● GIVEN PROBLEM
In the following material, identify every line holding the string "components" and return it.

● INFORMATION SUPPLIED
#####
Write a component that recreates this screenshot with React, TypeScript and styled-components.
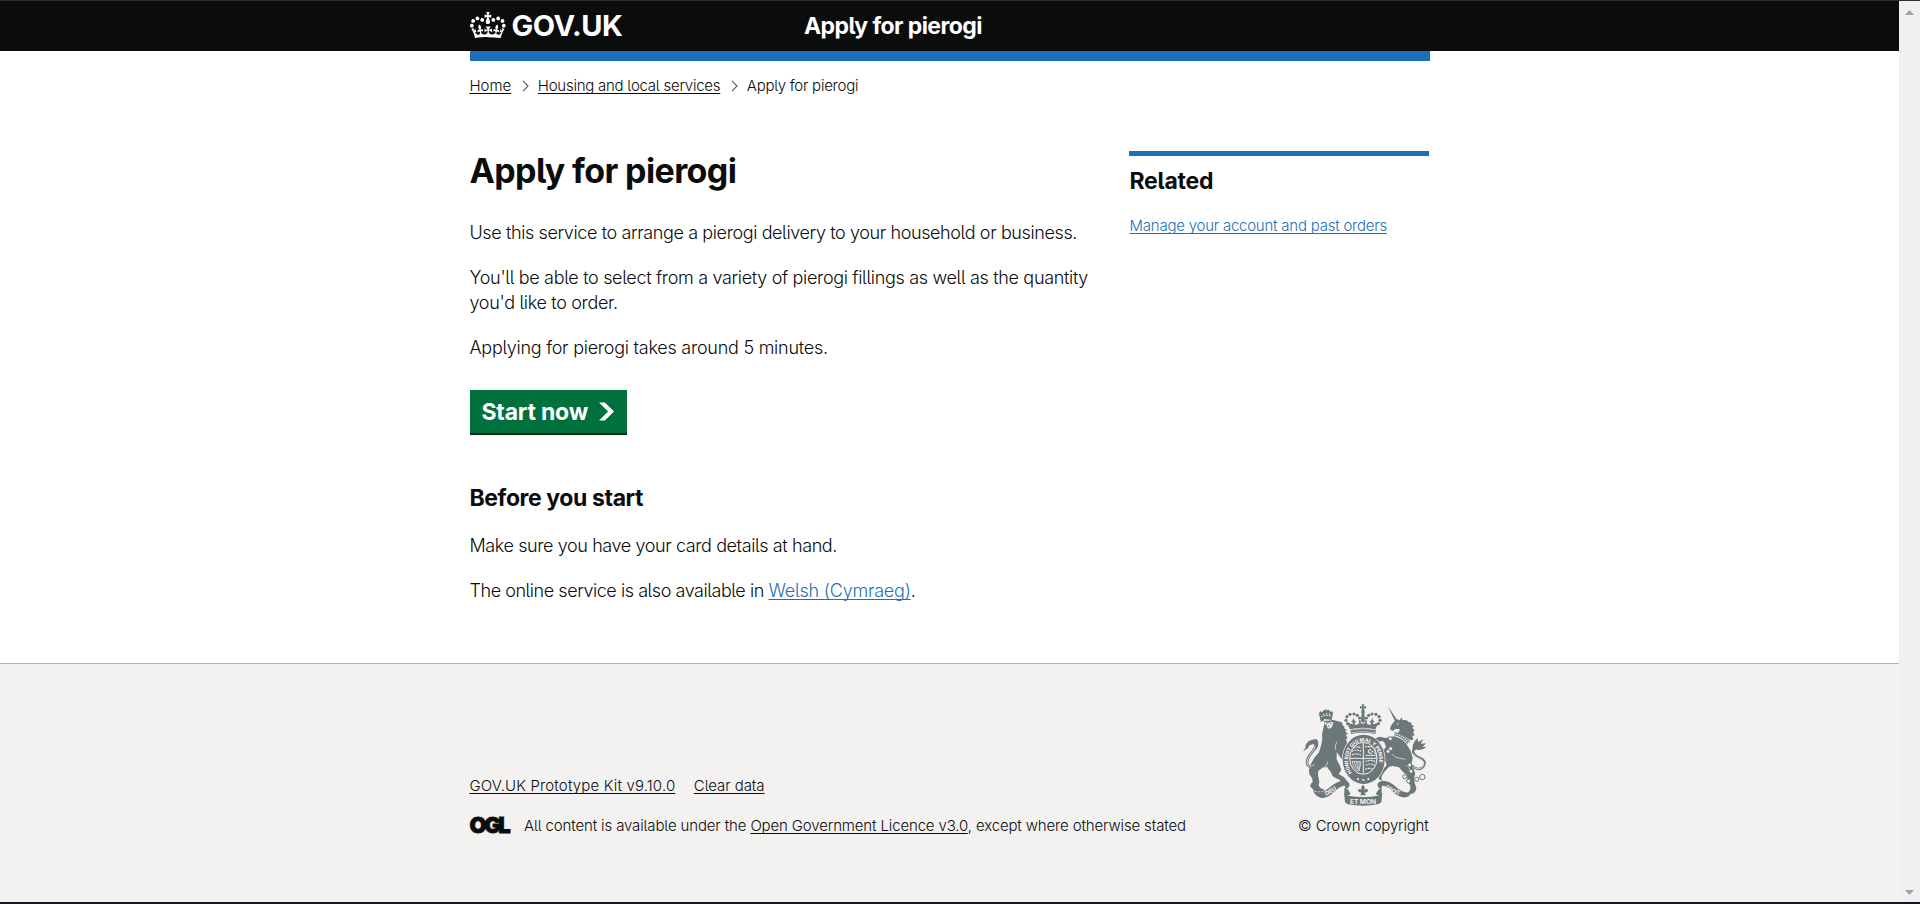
import React from "react";
import styled, { createGlobalStyle, css } from "styled-components";

const ink = "#0b0c0c";
const blue = "#1d70b8";

const GlobalStyle = createGlobalStyle`
  *, *::before, *::after { box-sizing: border-box; }
  body {
    margin: 0;
    overflow: hidden;
    background: #fff;
    color: ${ink};
    font-family: Inter, "Liberation Sans", sans-serif;
    font-feature-settings: "cv05";
  }
  h1, h2, p, ul, ol { margin: 0; padding: 0; }
`;

const Window = styled.div`
  display: grid;
  grid-template-columns: 1fr 21px;
  height: 904px;
  border-top: 1px solid #2b2c2c;
  border-bottom: 2px solid #16171c;
`;

const Page = styled.div`
  display: flex;
  flex-direction: column;
  min-width: 0;
`;

const Scrollbar = styled.div`
  display: flex;
  flex-direction: column;
  justify-content: space-between;
  align-items: center;
  padding: 9px 0 7px;
  background: #f0f0f0;
`;

const Container = styled.div`
  width: 960px;
  margin: 0 auto;
`;

const Header = styled.header`
  height: 60px;
  background: linear-gradient(${ink}, ${ink}) no-repeat 0 0 / 100% 50px;
  color: #fff;
`;

const HeaderBar = styled(Container)`
  display: grid;
  grid-template-columns: 334.5px 1fr;
  height: 60px;
  padding-top: 9px;
  border-bottom: 10px solid ${blue};
`;

const Brand = styled.a`
  display: flex;
  align-items: flex-start;
  gap: 6px;
  font-size: 29px;
  font-weight: 700;
  line-height: 31px;
  letter-spacing: -0.45px;
  svg { margin-top: -2px; }
`;

const ServiceName = styled.a`
  font-size: 23px;
  font-weight: 700;
  line-height: 32px;
  letter-spacing: -0.57px;
`;

const small = css`
  font-size: 15px;
  line-height: 20px;
  font-weight: 300;
`;

const Link = styled.a<{ $tone?: "blue"; $tracking?: number }>`
  color: ${(p) => (p.$tone === "blue" ? blue : ink)};
  letter-spacing: ${(p) => (p.$tracking === undefined ? "inherit" : `${p.$tracking}px`)};
  text-decoration: underline;
  text-decoration-thickness: 1px;
  text-underline-offset: 2px;
  text-decoration-skip-ink: none;
`;

const Breadcrumbs = styled.ol`
  ${small}
  display: flex;
  align-items: center;
  list-style: none;
  padding-top: 15px;
  letter-spacing: -0.24px;
  svg { margin: 0 9px 0 10.5px; }
`;

const Crumb = styled.li`
  display: flex;
  align-items: center;
`;

const Main = styled(Container)`
  display: flex;
  justify-content: space-between;
  flex: 1;
  padding-top: 49px;
`;

const Content = styled.main`
  width: 630px;
`;

const Title = styled.h1`
  margin: 1px 0 24px;
  font-size: 34px;
  line-height: 50px;
  font-weight: 700;
  letter-spacing: -0.62px;
`;

const Text = styled.p<{ $tracking: number }>`
  margin-bottom: 20px;
  font-size: 18px;
  line-height: 25px;
  font-weight: 300;
  letter-spacing: ${(p) => p.$tracking}px;
`;

const StartButton = styled.a`
  display: flex;
  align-items: center;
  width: 157px;
  height: 43px;
  margin: 30px 0 50px;
  padding: 0 13px 0 12px;
  justify-content: space-between;
  background: #00703c;
  box-shadow: 0 2px 0 #002d18;
  color: #fff;
  font-size: 23px;
  font-weight: 700;
  letter-spacing: -0.2px;
`;

const Heading = styled.h2<{ $tracking: number }>`
  margin-bottom: 20px;
  font-size: 23px;
  line-height: 30px;
  font-weight: 700;
  letter-spacing: ${(p) => p.$tracking}px;
`;

const Related = styled.aside`
  ${small}
  width: 300px;
  margin: 6px 1px 0 0;
  padding: 10px 0 0 1px;
  border-top: 5px solid ${blue};
  letter-spacing: -0.23px;
`;

const Footer = styled.footer`
  height: 239px;
  padding-top: 40px;
  border-top: 1px solid #b1b4b6;
  background: #f3f2f1;
`;

const FooterInner = styled(Container)`
  ${small}
  display: flex;
  justify-content: space-between;
  align-items: flex-end;
  letter-spacing: -0.14px;
`;

const FooterLinks = styled.ul`
  display: flex;
  gap: 18.5px;
  margin-bottom: 20px;
  list-style: none;
`;

const Licence = styled.div`
  display: flex;
  align-items: center;
  gap: 13.5px;
`;

const OglLogo = styled.span`
  display: inline-block;
  width: 41px;
  margin-top: -2px;
  font-size: 22px;
  line-height: 20px;
  font-weight: 900;
  letter-spacing: -2.4px;
  -webkit-text-stroke: 0.8px ${ink};
`;

const Copyright = styled.a`
  display: flex;
  flex-direction: column;
  align-items: flex-end;
  gap: 10px;
  margin-right: 1px;
  letter-spacing: -0.19px;
  svg { margin-right: 2px; }
`;

const Crown = () => (
  <svg width="36" height="32" viewBox="0 0 36 32" fill="#fff" aria-hidden="true">
    <path
      fillRule="evenodd"
      d="M6.7 12.2c1 .4 2.1-.1 2.5-1s-.1-2.1-1-2.5c-1-.4-2.1.1-2.5 1-.4 1 0 2.1 1 2.5m-4.3 2.5c1 .4 2.1-.1 2.5-1s-.1-2.1-1-2.5c-1-.4-2.1.1-2.5 1-.5 1 0 2.1 1 2.5m-1.3 4.8c1 .4 2.1-.1 2.5-1 .4-1-.1-2.1-1-2.5-1-.4-2.1.1-2.5 1-.4 1 0 2.1 1 2.5m10.4-5.8c1 .4 2.1-.1 2.5-1s-.1-2.1-1-2.5c-1-.4-2.1.1-2.5 1s0 2.1 1 2.5m17.4-1.5c-1 .4-2.1-.1-2.5-1s.1-2.1 1-2.5c1-.4 2.1.1 2.5 1 .5 1 0 2.1-1 2.5m4.3 2.5c-1 .4-2.1-.1-2.5-1s.1-2.1 1-2.5c1-.4 2.1.1 2.5 1 .5 1 0 2.1-1 2.5m1.3 4.8c-1 .4-2.1-.1-2.5-1-.4-1 .1-2.1 1-2.5 1-.4 2.1.1 2.5 1 .4 1 0 2.1-1 2.5m-10.4-5.8c-1 .4-2.1-.1-2.5-1s.1-2.1 1-2.5c1-.4 2.1.1 2.5 1s0 2.1-1 2.5m-5.3-4.9 2.4 1.3V6.5l-2.4.8c-.1-.1-.1-.2-.2-.2s1-3 1-3h-3.4l1 3c-.1.1-.2.1-.2.2-.1.1-2.4-.7-2.4-.7v3.5L17 8.8c.1.1.1.2.2.3l-1.4 4.2c-.1.2-.1.4-.1.6 0 1.1.8 2 1.9 2.2h.7c1-.2 1.9-1.1 1.9-2.1 0-.2 0-.4-.1-.6l-1.4-4.2c.1-.1.2-.2.2-.3m-1 20.3c4.6 0 8.9.3 12.8.9 1.1-4.6 2.4-7.2 3.8-9.1l-2.6-.9c.3 1.3.3 1.9 0 2.8-.4-.4-.8-1.2-1.1-2.4l-1.2 4.2c.8-.5 1.4-.9 2-.9-1.2 2.6-2.7 3.2-3.6 3-1.2-.2-1.7-1.3-1.5-2.2.3-1.3 1.6-1.6 2.2-.1 1.2-2.4-.8-3.1-2.1-2.4 1.9-1.9 2.2-3.6.6-5.7-2.2 1.7-2.2 3.3-1.2 5.6-1.3-1.5-3.3-.7-2.5 1.7.9-1.4 2.1-.5 2 .8-.2 1.2-1.7 2.1-3.7 1.9-2.8-.2-3-2.2-3-3.7.7-.1 1.9.5 3 2l.4-4.4c-1.1 1.2-2.2 1.4-3.3 1.4.4-1.2 2.1-3.1 2.1-3.1h-5.5s1.7 2 2.1 3.1c-1.1 0-2.2-.2-3.3-1.4l.4 4.4c1.1-1.5 2.3-2.1 3-2-.1 1.6-.2 3.5-3 3.7-1.9.2-3.5-.7-3.7-1.9-.2-1.3 1-2.2 1.9-.8.7-2.4-1.2-3.1-2.4-1.7 1-2.3 1-4-1.2-5.6-1.6 2-1.3 3.8.6 5.7-1.2-.7-3.2 0-2.1 2.4.6-1.5 1.9-1.1 2.2.1.2.9-.3 1.9-1.5 2.2-.9.2-2.5-.5-3.7-3 .6 0 1.3.4 2 .9L5 20.4c-.3 1.1-.7 1.9-1.1 2.4-.3-.9-.2-1.5 0-2.8l-2.6.9C2.7 22.8 4 25.4 5.1 30c3.8-.5 8.2-.9 12.7-.9"
    />
  </svg>
);

const CrumbArrow = () => (
  <svg width="7" height="12" viewBox="0 0 7 12" fill="none" stroke="#505a5f" strokeWidth="1.1" aria-hidden="true">
    <path d="M1 .8 6 6 1 11.2" />
  </svg>
);

const StartArrow = () => (
  <svg width="15" height="19" viewBox="0 0 33 40" fill="#fff" aria-hidden="true">
    <path d="M0 0h13l20 20-20 20H0l20-20z" />
  </svg>
);

const ScrollArrow = ({ down = false }: { down?: boolean }) => (
  <svg width="9" height="5" viewBox="0 0 9 5" fill="#a3a3a3" aria-hidden="true">
    <path d={down ? "M0 0h9L4.5 5z" : "M4.5 0 9 5H0z"} />
  </svg>
);

const grey = "#6c7779";
const paper = "#f3f2f1";

const beads = [
  [203, 101], [198, 91], [201, 80], [210, 73], [222, 72], [232, 76], [239, 84],
  [295, 101], [300, 91], [297, 80], [288, 73], [276, 72], [266, 76], [259, 84],
];

const chain = [
  [331, 146], [324, 184], [332, 176], [389, 225], [393, 244], [374, 260], [386, 273], [410, 268],
];

/* Royal coat of arms: crowned lion and chained unicorn either side of the garter shield. */
const RoyalArms = () => (
  <svg width="125" height="102" viewBox="66 42 375 306" fill={grey} aria-hidden="true">
    {/* lion */}
    <path d="M121 90l-4-20 4-6 6 3 3-7 6 1 1-5 4 5 6-2 4 6 6-1 2 6-4 20q-18-5-34 0z" />
    <path d="M124 80q14-6 30-2M130 72l2 4M140 69v5M149 71l-1 4" fill="none" stroke={paper} strokeWidth="3" strokeDasharray="5 3" />
    <path d="M120 96l10-4 14 0 15-2 24 6 6 6-3 2 9 6-4 3 10 8-6 2 9 9-7 2 6 10-5 3 4 14-6 10 9 10-4 18 4 6-3 14-14-9-8-10-10-14 0 22 10 20 4 12-8 12 16 10 10 12-5 11-10-2-8-14-14-6-8-6-4-10-12-16-14 2-12 10-1 12 4 20-2 12 6 8 9 3 1 6-6-1-4 4-5-3-5 3-5-4-6-1-3-6-6-4-1-7 4-6 3-3-2-12-8-11-1-14 6-18 10-18 14-16 6-20 4-20-1-14 4-18 3-18-2-10-3-8z" />
    <path d="M135 96l7 2 5 0 6-3 8 3-3 5-2 8-7 5-6-2-3-9-8-3z" fill={paper} />
    <path d="M137 100l6 2M149 101l6-1M145 105l3 7" stroke={grey} strokeWidth="2.5" />
    <path d="M103 224q-20 12-22-6 1-16 16-32 14-16 7-32" fill="none" stroke={grey} strokeWidth="8" />
    <path d="M103 224q-20 12-22-6 1-16 16-32 10-12 9-22" fill="none" stroke={paper} strokeWidth="2.4" />
    <path d="M67 184q10-6 10-18 4-13 20-17l12-2 6 8-1 14-7 14 0-14-5-7-14 4q-3 12-21 18z" />
    <path d="M128 236q14-6 16-22M166 180q-2-12 4-24" fill="none" stroke={paper} strokeWidth="2" />
    {/* unicorn */}
    <path d="M323 47l30 45-7 4z" />
    <path d="M330 118l2-9 9-13 10-8 9 3 3-9 5 8 12 1 6 5 9 2-2 5 9 6-5 4 7 9-5 4 5 10-7 2 3 10-7 3-6-2q-12-12-34-17l7-14-14-1-8 6z" />
    <circle cx="353" cy="102" r="2.4" fill={paper} />
    <path d="M343 131q26 4 43 28" fill="none" stroke={grey} strokeWidth="10" />
    <path d="M343 131q26 4 43 28" fill="none" stroke={paper} strokeWidth="4.5" strokeDasharray="4 3" />
    <path d="M334 140l9-1q22 6 36 22l13 22 6 20-4 20 6 12 6 16-4 12 2 16 5 14-2 10-8 8-16-1 8-12 0-10-8-16-2-16-14-12-10-12-18-4-12 2-14 16-8 12 0 14-9-5 1-12 10-16 12-12 0-8-8-12-8-10-11-2-12 8-6-3 5-9-3-12 1-12 8-5 12 5 8 8 9 2 4-6-4-12-6-6-14 2-4 8-8-4 4-14 14-5 16 4z" />
    <path d="M336 192l10 10 30 6M380 226q8 6 10 16" fill="none" stroke={paper} strokeWidth="2" />
    <path d="M395 226q20 20 35 4 10-14-4-23-21-9-26-18-3-12 10-15" fill="none" stroke={grey} strokeWidth="7" />
    <path d="M398 229q18 15 30 1 8-12-4-21-20-8-25-18" fill="none" stroke={paper} strokeWidth="2.4" />
    <path d="M398 184l0-18 7-14 8-8 1 12 16-8-8 13 16-1-10 11 12-1q-18 16-34 6z" />
    <g fill={paper} stroke={grey} strokeWidth="3">
      {chain.map(([x, y]) => (
        <circle key={`${x}-${y}`} cx={x} cy={y} r="6" />
      ))}
      <circle cx="427" cy="261" r="8" />
    </g>
    {/* garter and shield */}
    <ellipse cx="251" cy="208" rx="65" ry="76" fill={paper} />
    <ellipse cx="251" cy="208" rx="63" ry="74" />
    <ellipse cx="250" cy="205" rx="41" ry="48" fill="none" stroke={paper} strokeWidth="3" />
    <path id="garter" d="M216 248a47 56 0 1 1 70 0" fill="none" />
    <text fill={paper} fontSize="15" fontWeight="800">
      <textPath href="#garter">HONI SOIT QUI MAL Y PENSE</textPath>
    </text>
    <path d="M250 158v93M210 205h81" stroke={paper} strokeWidth="3" />
    <path
      d="M220 174q12-7 24 0M216 184q14-8 27 0M216 195q12-6 27 0M256 170h24M257 196h28v-22M264 185l6-7 8 7-6 6zM257 215q14-8 28 0M257 226q14-8 27 0M256 238q12-6 22 0"
      fill="none"
      stroke={paper}
      strokeWidth="3.5"
      strokeDasharray="6 2"
    />
    <path d="M217 214q2 22 20 30l6-28zM223 215l6 20M230 214l4 26M237 214l0 24" fill="none" stroke={paper} strokeWidth="2.2" />
    <g fill={paper}>
      <circle cx="234" cy="267" r="3.2" />
      <circle cx="250" cy="270" r="3.2" />
      <circle cx="265" cy="267" r="3.2" />
    </g>
    {/* royal crown */}
    <path d="M245 43h8l-2 7 7-2v8l-7-2 3 9h-10l3-9-7 2v-8l7 2z" />
    <circle cx="249" cy="67" r="5.5" />
    <path d="M245 72h8l2 20-6 8-6-8zM203 102l5-2 10 3 0-6-5-2 5-4 2-8 3 8 6 4-5 3 1 7 10-2 3-7-3-4 5-2 3 4-1 6 6 1 7-1-1-6 3-4 5 2-3 4 3 7 10 2 1-7-5-3 6-4 3-8 2 8 5 4-5 2 0 6 10-3 5 2-8 16q-37-9-76 0z" />
    {beads.map(([x, y]) => (
      <circle key={`${x}-${y}`} cx={x} cy={y} r="4.8" />
    ))}
    <path d="M211 119q39-9 77 0l-2 13q-37-7-73 0z" />
    <path d="M212 120q38-8 75 0M214 128q36-7 71 0" fill="none" stroke={paper} strokeWidth="1.8" />
    {/* motto ribbon */}
    <path d="M99 302q24 12 48-8 22-21 45-22 16 2 17 12-1 8-8 12l-6-2q3-7-4-7-12 2-30 20-20 20-40 16-14-4-22-21z" />
    <path d="M395 305q-24 8-46-13-18-19-40-20-15 2-17 12 1 8 7 12l7-2q-3-7 4-7 12 2 30 20 20 18 38 15 12-3 17-17z" />
    <path d="M193 293l12 6 7 14-10 4-9-4zM305 293l-10 6-8 14 10 4 8-4z" />
    <path d="M192 309l12 8q46 8 90 0l13-8-3 28-10 6q-44 8-90 0l-9-6z" />
    <path d="M249 284q8 8 4 16 8-6 11 0 0 8-11 8l5 8h-18l5-8q-11 0-11-8 3-6 11 0-4-8 4-16z" />
    <path id="motto-left" d="M137 317q20-6 44-30" fill="none" />
    <path id="motto-right" d="M315 293q24 20 66 26" fill="none" />
    <g fill={paper} fontWeight="700">
      <text fontSize="17">
        <textPath href="#motto-left">DIEU</textPath>
      </text>
      <text fontSize="16">
        <textPath href="#motto-right">DROIT</textPath>
      </text>
      <text x="249" y="341" textAnchor="middle" fontSize="20">ET MON</text>
    </g>
  </svg>
);

export default function App() {
  return (
    <>
      <GlobalStyle />
      <Window>
        <Page>
          <Header>
            <HeaderBar>
              <Brand>
                <Crown />
                GOV.UK
              </Brand>
              <ServiceName>Apply for pierogi</ServiceName>
            </HeaderBar>
          </Header>
          <Container>
            <Breadcrumbs>
              <Crumb>
                <Link $tracking={0}>Home</Link>
              </Crumb>
              <Crumb>
                <CrumbArrow />
                <Link>Housing and local services</Link>
              </Crumb>
              <Crumb>
                <CrumbArrow />
                Apply for pierogi
              </Crumb>
            </Breadcrumbs>
          </Container>
          <Main>
            <Content>
              <Title>Apply for pierogi</Title>
              <Text $tracking={-0.39}>
                Use this service to arrange a pierogi delivery to your household or business.
              </Text>
              <Text $tracking={-0.33}>
                You'll be able to select from a variety of pierogi fillings as well as the quantity you'd like to order.
              </Text>
              <Text $tracking={-0.25}>Applying for pierogi takes around 5 minutes.</Text>
              <StartButton>
                Start now
                <StartArrow />
              </StartButton>
              <Heading $tracking={-0.4}>Before you start</Heading>
              <Text $tracking={-0.4}>Make sure you have your card details at hand.</Text>
              <Text $tracking={-0.45}>
                The online service is also available in{" "}
                <Link $tone="blue" $tracking={-0.22}>
                  Welsh (Cymraeg)
                </Link>
                .
              </Text>
            </Content>
            <Related>
              <Heading $tracking={-0.25}>Related</Heading>
              <Link $tone="blue">Manage your account and past orders</Link>
            </Related>
          </Main>
          <Footer>
            <FooterInner>
              <div>
                <FooterLinks>
                  <li>
                    <Link $tracking={0.15}>GOV.UK Prototype Kit v9.10.0</Link>
                  </li>
                  <li>
                    <Link $tracking={-0.08}>Clear data</Link>
                  </li>
                </FooterLinks>
                <Licence>
                  <OglLogo>OGL</OglLogo>
                  <span>
                    All content is available under the <Link>Open Government Licence v3.0</Link>, except where otherwise
                    stated
                  </span>
                </Licence>
              </div>
              <Copyright>
                <RoyalArms />
                © Crown copyright
              </Copyright>
            </FooterInner>
          </Footer>
        </Page>
        <Scrollbar>
          <ScrollArrow />
          <ScrollArrow down />
        </Scrollbar>
      </Window>
    </>
  );
}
#####
● EXERCISE ANSWER
Write a component that recreates this screenshot with React, TypeScript and styled-components.
import styled, { createGlobalStyle, css } from "styled-components";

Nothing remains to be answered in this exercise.